Thomas Hill

Personal information
- Born: August 31, 1971 (age 54) Los Angeles, California, U.S.
- Listed height: 6 ft 5 in (1.96 m)
- Listed weight: 200 lb (91 kg)

Career information
- High school: Lancaster (Lancaster, Texas)
- College: Duke (1989–1993)
- NBA draft: 1993: 2nd round, 39th overall pick
- Drafted by: Indiana Pacers
- Playing career: 1993–1998
- Position: Shooting guard

Career history
- 1993: Fargo-Moorhead Fever
- 1993: Fort Wayne Fury
- 1993–1994: La Crosse Catbirds
- 1997: Jacksonville Barracudas
- 1998: Perth Wildcats

Career highlights
- CBA All-Rookie Second Team (1994); 2× NCAA champion (1991, 1992); 3× Third-team All-ACC (1991–1993);
- Stats at Basketball Reference

= Thomas Hill (basketball) =

American basketball player (born 1971)

Thomas Lionel Hill Jr. (born August 31, 1971) is an American former professional basketball player.

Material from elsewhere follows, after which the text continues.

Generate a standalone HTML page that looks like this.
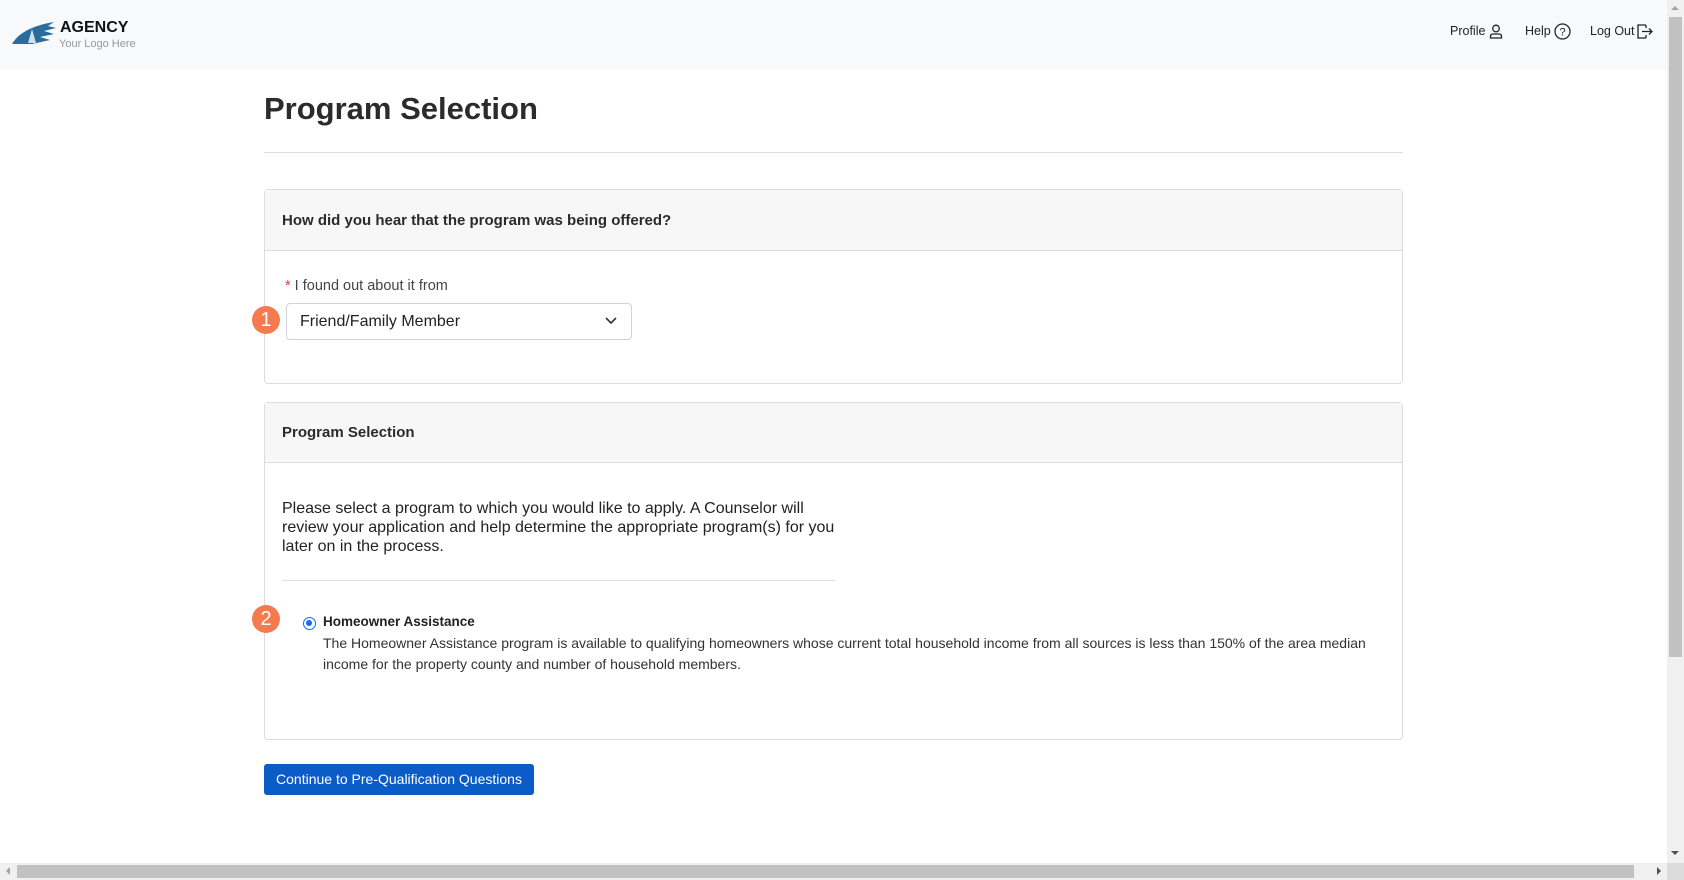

A 6'5" shooting guard, Hill played at Duke University from 1989 to 1993, winning two NCAA Championships (1991 and 1992). His teammates at Duke included Grant Hill (no relation), Christian Laettner, and Bobby Hurley. Thomas Hill received Third Team All-ACC honors in 1991,1992, 1993 and was a team captain during his senior season.

He played in 141 career games for Duke, 6th on their all-time list as of March 28, 2010; directly behind Jon Scheyer, and tied with Brian Davis.

After graduating, Hill was drafted by the Indiana Pacers in the 2nd round (#39 pick overall) of the 1993 NBA draft. Hill never played an NBA regular season game but he did play in preseason games where he scored a high of 14. Hill played in the Continental Basketball Association (CBA) for the Fargo-Moorhead Fever, Fort Wayne Fury and La Crosse Catbirds during the 1993–94 season. He was selected to the CBA All-Rookie Second Team in 1994. He played in the Australian National Basketball League for one season (appearing in just nine games) for the Perth Wildcats.

Thomas Hill's father, Thomas Sr., won a bronze medal in the 110-meter hurdles at the 1972 Summer Olympics.

Hill is perhaps best remembered for his emotional reaction after his Duke teammate Christian Laettner hit a last-second shot to defeat Kentucky in the elite eight of the 1992 NCAA Tournament. After Laettner hit the shot, a CBS camera panned to Hill who appeared to be crying of joy with his hands on top of his head.

After his basketball career Hill proceeded to coach for Avenues: The World School in New York City and became the head coach of varsity basketball and varsity tennis. He later coached at Howard University.

In 2023, Hill was named the Director of Basketball and Head Coach at the St. Andrews Episcopal School in Austin, Texas. In his first two years as Head Coach, St Andrews won back-to-back Southwest Preparatory Conference titles, in 2024 and in 2025.